**Given material**:
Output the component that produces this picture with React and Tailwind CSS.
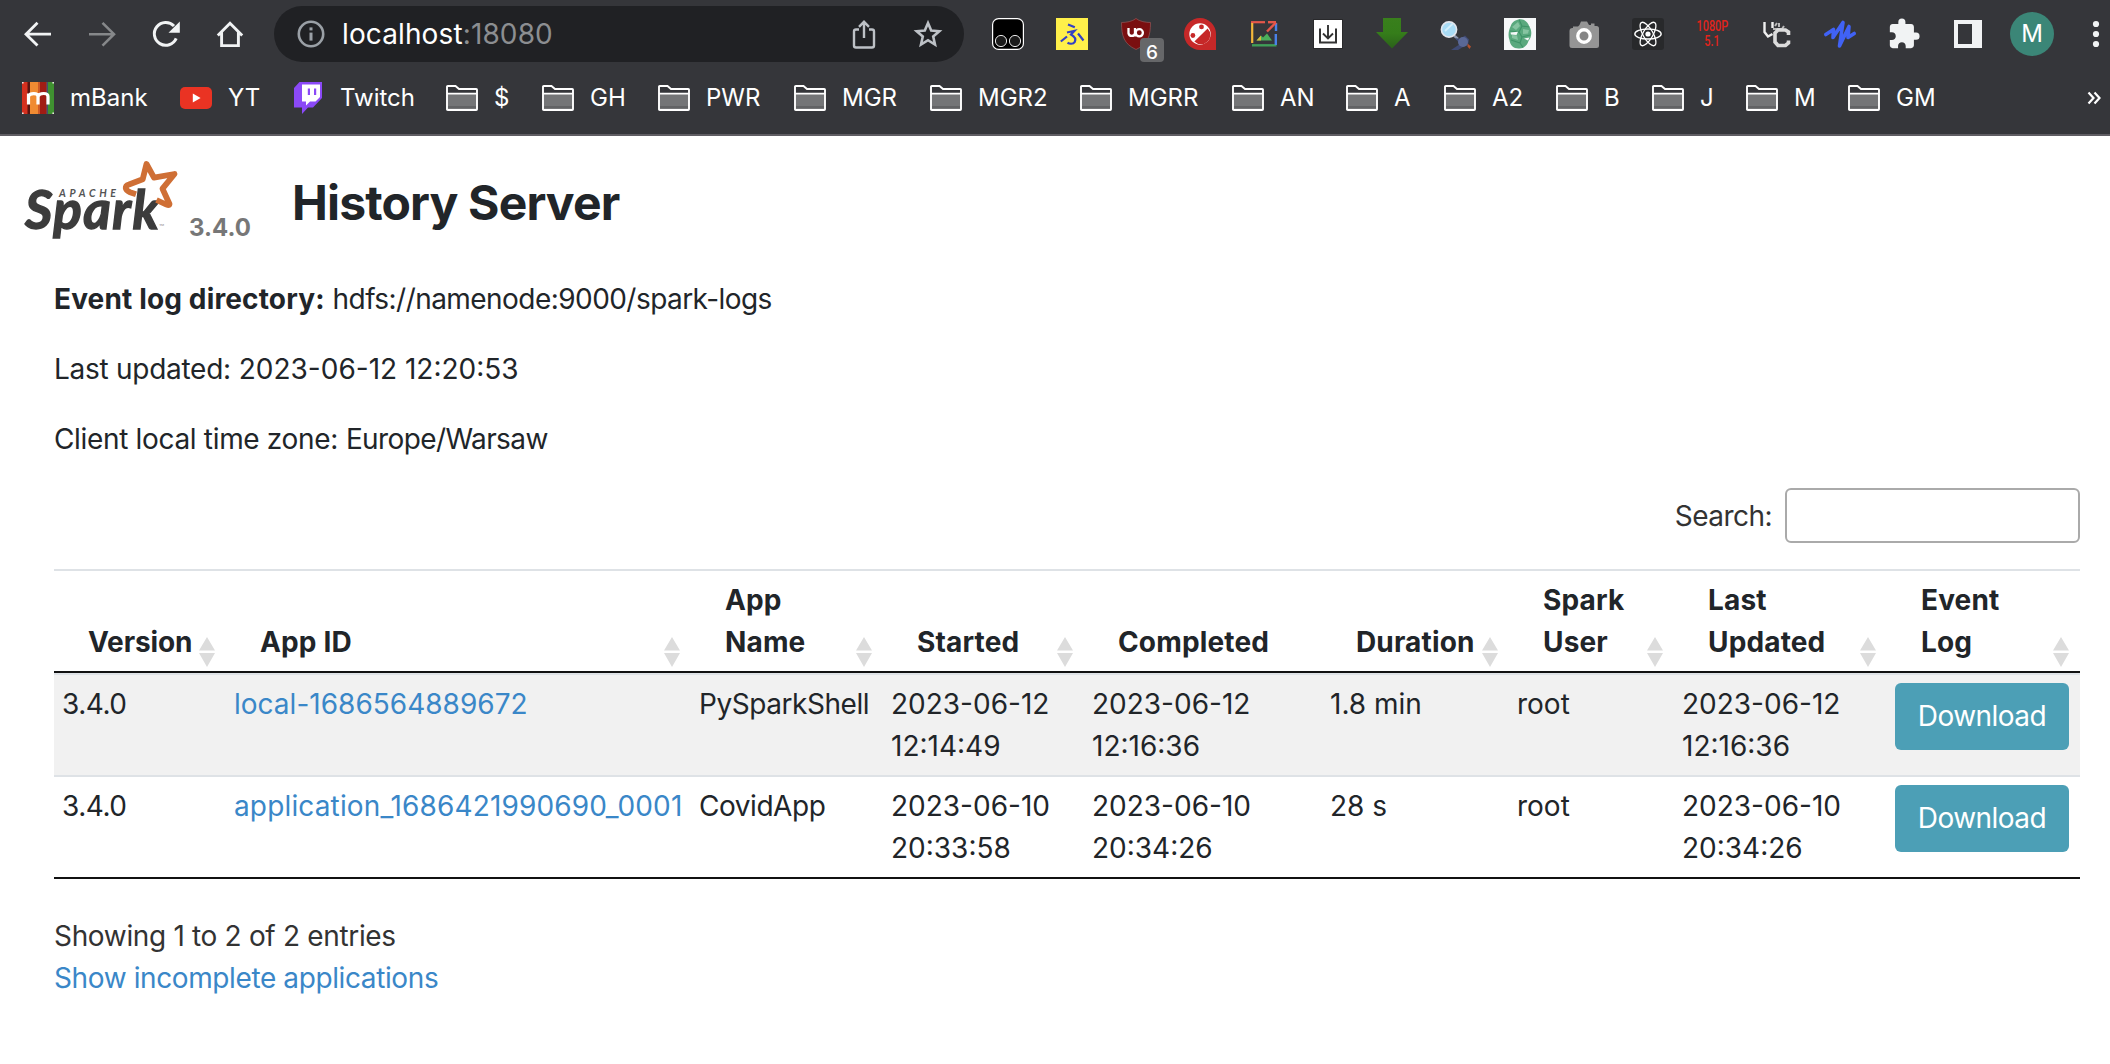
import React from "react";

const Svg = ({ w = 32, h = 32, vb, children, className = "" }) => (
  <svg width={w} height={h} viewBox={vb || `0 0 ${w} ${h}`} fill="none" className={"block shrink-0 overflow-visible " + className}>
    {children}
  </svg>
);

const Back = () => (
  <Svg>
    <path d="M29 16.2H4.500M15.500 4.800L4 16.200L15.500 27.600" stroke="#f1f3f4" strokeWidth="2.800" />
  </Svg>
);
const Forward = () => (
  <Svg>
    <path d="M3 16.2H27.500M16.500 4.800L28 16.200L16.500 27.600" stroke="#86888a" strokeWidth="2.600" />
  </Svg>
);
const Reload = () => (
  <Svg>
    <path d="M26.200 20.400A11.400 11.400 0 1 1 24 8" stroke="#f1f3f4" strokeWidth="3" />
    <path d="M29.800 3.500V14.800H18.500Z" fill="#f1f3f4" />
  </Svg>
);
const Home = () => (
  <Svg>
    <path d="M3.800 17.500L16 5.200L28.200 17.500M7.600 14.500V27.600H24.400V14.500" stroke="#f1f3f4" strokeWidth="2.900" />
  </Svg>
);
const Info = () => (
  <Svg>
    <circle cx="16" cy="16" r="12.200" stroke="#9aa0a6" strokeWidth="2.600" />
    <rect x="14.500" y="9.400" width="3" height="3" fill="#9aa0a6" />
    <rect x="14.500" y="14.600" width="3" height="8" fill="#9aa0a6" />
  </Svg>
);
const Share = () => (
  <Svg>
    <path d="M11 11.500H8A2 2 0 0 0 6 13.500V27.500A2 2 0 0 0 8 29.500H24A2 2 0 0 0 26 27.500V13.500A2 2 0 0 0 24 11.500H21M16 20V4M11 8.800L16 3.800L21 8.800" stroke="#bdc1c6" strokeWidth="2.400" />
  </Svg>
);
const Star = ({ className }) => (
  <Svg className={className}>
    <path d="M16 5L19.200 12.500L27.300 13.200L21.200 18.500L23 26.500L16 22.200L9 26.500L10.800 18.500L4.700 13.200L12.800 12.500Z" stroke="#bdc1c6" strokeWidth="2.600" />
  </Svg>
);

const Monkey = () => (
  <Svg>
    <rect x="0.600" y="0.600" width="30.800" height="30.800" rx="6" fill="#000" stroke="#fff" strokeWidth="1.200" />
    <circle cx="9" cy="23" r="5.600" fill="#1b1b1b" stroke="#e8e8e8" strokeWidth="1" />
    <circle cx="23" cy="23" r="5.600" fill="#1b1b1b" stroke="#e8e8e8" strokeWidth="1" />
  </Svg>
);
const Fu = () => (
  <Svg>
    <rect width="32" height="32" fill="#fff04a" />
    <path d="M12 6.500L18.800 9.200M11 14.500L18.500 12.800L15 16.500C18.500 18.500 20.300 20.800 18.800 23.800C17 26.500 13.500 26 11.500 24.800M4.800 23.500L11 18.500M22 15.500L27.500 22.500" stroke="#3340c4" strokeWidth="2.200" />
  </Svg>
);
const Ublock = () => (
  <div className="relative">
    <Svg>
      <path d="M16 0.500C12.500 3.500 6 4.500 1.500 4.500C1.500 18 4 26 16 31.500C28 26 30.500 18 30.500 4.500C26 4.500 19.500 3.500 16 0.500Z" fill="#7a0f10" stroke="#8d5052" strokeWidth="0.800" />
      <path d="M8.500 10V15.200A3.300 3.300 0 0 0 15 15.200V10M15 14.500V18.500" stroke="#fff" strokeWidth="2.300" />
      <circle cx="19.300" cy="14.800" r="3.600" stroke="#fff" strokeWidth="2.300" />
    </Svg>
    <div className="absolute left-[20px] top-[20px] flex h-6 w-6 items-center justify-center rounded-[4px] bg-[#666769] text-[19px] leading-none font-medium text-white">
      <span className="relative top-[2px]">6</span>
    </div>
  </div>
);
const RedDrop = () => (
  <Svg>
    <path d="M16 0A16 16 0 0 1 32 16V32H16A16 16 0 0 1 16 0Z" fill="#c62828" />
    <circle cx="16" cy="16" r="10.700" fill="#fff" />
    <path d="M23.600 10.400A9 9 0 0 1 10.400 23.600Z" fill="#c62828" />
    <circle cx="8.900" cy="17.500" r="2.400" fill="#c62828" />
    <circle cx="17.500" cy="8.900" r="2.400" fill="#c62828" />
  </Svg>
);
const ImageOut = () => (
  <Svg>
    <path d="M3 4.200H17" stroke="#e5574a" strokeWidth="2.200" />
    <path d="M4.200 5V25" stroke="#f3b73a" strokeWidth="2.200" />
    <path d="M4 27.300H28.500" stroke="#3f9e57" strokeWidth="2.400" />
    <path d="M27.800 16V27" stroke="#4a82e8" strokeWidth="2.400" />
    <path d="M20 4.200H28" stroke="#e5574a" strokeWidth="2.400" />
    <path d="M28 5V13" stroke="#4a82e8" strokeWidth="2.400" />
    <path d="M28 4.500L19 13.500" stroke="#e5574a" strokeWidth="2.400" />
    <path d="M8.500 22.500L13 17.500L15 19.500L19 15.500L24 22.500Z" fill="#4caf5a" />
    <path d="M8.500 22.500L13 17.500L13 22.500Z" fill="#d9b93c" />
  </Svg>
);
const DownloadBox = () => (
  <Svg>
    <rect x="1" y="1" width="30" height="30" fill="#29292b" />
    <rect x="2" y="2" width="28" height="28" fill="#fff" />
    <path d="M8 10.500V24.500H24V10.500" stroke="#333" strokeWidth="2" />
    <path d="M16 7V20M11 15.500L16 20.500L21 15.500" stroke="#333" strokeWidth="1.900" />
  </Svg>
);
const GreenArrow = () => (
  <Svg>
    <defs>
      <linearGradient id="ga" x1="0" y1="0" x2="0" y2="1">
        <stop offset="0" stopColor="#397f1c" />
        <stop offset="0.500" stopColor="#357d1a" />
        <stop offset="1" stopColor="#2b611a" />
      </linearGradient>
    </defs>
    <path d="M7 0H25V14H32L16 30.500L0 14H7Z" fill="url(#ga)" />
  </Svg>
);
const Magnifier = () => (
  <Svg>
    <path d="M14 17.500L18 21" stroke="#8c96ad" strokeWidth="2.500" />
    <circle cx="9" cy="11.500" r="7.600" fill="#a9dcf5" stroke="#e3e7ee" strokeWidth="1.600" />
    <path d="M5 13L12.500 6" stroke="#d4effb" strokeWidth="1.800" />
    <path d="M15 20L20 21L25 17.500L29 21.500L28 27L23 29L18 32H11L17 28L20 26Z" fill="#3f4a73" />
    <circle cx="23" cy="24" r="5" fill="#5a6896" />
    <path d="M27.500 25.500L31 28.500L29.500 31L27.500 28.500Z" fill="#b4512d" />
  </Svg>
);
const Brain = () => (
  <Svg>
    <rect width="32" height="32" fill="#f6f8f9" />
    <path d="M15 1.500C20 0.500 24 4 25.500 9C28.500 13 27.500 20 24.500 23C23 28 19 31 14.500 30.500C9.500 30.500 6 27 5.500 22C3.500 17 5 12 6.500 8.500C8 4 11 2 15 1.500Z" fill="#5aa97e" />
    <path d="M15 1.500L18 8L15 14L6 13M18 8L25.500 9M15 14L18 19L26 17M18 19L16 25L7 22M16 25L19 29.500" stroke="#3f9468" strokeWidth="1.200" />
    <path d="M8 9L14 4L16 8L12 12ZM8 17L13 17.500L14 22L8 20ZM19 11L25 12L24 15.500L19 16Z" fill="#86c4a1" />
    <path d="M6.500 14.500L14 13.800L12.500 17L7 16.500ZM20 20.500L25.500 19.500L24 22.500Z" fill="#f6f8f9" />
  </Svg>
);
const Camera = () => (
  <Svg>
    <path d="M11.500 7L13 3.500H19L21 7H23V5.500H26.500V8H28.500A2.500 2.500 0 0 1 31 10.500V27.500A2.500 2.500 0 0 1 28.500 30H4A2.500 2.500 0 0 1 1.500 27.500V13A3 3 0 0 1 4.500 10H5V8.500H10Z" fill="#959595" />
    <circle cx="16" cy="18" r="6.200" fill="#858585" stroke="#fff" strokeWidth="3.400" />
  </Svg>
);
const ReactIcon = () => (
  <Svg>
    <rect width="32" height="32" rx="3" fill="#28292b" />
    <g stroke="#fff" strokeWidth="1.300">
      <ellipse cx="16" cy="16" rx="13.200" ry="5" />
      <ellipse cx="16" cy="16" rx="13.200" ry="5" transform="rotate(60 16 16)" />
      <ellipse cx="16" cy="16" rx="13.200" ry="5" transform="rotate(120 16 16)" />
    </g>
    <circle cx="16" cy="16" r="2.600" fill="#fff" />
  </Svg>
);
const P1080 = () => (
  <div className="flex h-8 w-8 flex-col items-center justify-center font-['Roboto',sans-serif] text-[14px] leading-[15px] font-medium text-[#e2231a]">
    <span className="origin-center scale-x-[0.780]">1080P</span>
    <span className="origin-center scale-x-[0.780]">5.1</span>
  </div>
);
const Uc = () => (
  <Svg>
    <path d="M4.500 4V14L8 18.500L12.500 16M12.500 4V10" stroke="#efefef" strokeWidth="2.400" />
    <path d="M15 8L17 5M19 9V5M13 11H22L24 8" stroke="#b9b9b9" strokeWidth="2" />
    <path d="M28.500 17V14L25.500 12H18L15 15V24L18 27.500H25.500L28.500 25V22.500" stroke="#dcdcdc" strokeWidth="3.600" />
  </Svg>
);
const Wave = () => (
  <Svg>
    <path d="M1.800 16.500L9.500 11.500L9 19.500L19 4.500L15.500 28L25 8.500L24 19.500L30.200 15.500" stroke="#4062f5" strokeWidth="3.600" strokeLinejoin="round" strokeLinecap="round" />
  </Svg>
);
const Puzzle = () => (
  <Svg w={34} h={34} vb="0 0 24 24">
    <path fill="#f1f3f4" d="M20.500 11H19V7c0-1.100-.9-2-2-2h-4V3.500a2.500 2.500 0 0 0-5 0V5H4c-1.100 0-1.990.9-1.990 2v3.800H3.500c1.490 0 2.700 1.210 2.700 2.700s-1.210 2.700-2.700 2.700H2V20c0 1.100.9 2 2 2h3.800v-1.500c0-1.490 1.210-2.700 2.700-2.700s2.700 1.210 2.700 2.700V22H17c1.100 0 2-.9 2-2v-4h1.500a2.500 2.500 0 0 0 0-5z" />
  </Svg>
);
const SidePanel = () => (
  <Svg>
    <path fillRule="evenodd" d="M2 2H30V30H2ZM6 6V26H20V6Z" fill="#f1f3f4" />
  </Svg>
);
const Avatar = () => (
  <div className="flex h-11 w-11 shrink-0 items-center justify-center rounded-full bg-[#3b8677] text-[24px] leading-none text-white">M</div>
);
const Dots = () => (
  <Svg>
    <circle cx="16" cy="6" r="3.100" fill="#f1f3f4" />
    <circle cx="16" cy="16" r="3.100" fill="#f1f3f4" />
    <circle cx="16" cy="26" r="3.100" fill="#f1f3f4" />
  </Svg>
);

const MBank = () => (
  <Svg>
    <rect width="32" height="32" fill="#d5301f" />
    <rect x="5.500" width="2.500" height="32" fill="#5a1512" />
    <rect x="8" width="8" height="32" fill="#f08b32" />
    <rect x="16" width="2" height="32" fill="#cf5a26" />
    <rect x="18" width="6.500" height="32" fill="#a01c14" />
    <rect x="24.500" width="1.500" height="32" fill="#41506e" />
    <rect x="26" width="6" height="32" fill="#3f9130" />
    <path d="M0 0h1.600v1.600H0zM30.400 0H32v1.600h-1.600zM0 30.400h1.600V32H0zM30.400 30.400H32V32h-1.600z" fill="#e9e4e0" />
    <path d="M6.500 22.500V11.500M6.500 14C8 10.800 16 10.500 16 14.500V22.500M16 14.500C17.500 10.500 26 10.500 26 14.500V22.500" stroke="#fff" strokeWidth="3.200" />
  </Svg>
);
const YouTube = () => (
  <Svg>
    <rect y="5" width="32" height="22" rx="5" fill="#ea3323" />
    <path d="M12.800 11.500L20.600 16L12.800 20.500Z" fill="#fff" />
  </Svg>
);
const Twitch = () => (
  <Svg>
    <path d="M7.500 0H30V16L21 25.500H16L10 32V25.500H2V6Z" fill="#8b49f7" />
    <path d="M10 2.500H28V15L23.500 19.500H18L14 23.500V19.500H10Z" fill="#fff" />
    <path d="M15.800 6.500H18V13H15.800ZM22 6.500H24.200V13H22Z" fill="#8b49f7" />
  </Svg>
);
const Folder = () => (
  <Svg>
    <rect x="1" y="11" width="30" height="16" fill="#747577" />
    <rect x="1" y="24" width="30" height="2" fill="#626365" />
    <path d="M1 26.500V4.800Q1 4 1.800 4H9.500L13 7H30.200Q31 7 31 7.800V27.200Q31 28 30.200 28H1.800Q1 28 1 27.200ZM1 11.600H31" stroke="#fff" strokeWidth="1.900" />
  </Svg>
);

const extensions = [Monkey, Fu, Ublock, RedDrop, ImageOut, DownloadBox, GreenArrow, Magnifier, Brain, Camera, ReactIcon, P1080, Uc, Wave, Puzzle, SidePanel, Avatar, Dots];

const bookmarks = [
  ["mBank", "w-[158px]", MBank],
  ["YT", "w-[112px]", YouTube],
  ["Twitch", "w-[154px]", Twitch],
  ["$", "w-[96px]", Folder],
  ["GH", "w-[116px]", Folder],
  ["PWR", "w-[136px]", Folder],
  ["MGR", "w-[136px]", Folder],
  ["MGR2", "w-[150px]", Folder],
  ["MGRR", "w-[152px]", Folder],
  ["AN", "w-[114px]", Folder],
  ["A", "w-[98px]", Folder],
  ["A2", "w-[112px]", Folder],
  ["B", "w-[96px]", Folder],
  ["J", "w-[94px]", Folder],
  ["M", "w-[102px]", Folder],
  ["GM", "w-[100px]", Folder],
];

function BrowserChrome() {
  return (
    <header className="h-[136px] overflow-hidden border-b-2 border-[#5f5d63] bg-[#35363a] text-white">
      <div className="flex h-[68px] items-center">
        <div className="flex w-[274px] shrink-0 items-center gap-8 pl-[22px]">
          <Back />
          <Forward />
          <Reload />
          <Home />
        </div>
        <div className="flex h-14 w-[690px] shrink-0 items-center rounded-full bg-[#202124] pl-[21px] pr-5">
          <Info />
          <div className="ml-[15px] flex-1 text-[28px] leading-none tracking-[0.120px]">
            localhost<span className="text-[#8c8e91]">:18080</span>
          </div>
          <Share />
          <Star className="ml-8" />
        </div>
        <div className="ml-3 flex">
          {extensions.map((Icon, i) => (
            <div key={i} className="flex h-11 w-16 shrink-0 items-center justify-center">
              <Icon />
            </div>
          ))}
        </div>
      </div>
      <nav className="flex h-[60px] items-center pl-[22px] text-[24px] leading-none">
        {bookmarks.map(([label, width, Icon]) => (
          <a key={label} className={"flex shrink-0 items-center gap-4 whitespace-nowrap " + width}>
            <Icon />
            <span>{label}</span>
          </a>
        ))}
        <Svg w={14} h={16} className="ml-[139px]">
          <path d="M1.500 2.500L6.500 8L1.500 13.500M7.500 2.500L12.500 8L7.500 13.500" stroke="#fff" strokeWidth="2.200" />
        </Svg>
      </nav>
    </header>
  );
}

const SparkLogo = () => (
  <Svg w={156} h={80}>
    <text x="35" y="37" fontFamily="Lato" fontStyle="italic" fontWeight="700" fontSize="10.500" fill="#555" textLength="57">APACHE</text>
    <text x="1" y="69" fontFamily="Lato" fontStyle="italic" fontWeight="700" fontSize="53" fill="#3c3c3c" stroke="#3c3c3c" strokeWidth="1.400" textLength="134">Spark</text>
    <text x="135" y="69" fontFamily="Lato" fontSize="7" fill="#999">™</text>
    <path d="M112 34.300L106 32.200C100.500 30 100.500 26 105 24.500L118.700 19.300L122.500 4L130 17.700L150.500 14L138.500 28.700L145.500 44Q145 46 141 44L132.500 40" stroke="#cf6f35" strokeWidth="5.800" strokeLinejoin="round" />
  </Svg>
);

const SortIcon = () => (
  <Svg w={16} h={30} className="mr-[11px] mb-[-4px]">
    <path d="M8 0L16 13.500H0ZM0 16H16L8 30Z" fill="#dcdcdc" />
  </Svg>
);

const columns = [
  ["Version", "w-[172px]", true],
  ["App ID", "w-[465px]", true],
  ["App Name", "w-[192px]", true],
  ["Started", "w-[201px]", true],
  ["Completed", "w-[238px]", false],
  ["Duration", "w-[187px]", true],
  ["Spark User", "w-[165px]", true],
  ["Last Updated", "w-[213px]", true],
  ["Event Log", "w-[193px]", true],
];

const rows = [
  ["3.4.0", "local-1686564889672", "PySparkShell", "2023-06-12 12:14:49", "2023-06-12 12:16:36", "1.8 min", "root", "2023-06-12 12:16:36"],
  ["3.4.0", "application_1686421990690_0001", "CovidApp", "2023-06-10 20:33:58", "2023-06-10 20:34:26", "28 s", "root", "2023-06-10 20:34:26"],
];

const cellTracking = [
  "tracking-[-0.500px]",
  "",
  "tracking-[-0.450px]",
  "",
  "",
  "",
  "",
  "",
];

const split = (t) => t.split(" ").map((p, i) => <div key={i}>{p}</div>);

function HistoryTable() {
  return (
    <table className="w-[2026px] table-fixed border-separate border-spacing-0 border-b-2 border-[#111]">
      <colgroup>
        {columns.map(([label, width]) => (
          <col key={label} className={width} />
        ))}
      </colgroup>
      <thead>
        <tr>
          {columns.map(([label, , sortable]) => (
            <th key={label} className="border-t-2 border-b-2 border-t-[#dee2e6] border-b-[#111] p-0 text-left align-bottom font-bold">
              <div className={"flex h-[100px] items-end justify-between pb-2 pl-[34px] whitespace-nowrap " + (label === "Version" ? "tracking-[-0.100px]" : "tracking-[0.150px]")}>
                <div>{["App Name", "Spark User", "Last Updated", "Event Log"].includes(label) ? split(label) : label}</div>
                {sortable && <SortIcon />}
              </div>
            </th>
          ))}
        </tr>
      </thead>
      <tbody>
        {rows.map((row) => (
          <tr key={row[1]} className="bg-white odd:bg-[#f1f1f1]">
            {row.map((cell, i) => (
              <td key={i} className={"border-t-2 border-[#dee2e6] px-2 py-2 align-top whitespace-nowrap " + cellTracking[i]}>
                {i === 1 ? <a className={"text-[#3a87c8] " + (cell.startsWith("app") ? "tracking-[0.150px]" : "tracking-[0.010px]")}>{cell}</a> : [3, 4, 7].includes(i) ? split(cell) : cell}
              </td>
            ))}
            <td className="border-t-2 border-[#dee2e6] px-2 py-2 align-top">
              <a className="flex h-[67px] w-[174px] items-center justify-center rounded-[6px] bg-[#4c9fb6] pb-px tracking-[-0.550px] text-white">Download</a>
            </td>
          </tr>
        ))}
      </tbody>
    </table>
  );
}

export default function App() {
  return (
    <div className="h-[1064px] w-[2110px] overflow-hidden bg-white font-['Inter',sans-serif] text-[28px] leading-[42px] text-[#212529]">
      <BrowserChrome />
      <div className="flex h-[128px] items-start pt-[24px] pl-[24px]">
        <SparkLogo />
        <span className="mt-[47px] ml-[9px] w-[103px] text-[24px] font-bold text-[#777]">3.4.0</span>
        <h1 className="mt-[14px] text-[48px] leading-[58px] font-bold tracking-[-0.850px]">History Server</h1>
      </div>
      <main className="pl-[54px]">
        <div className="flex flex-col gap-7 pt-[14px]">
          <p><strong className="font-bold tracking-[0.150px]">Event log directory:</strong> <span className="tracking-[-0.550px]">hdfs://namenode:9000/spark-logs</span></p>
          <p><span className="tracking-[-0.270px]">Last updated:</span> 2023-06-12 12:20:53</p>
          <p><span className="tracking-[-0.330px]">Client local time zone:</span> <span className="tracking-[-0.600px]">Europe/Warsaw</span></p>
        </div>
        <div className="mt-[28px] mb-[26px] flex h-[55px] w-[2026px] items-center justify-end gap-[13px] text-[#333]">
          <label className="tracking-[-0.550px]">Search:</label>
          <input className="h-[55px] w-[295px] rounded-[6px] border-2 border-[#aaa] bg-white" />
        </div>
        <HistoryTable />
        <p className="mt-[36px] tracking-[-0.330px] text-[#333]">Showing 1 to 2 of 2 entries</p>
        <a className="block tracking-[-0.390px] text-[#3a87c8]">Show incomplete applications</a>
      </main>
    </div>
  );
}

**What you should do**:
From the first line above through the line containing "import React from", copy everything exactly, without the pictures.

**Problem solution**:
Output the component that produces this picture with React and Tailwind CSS.
import React from "react";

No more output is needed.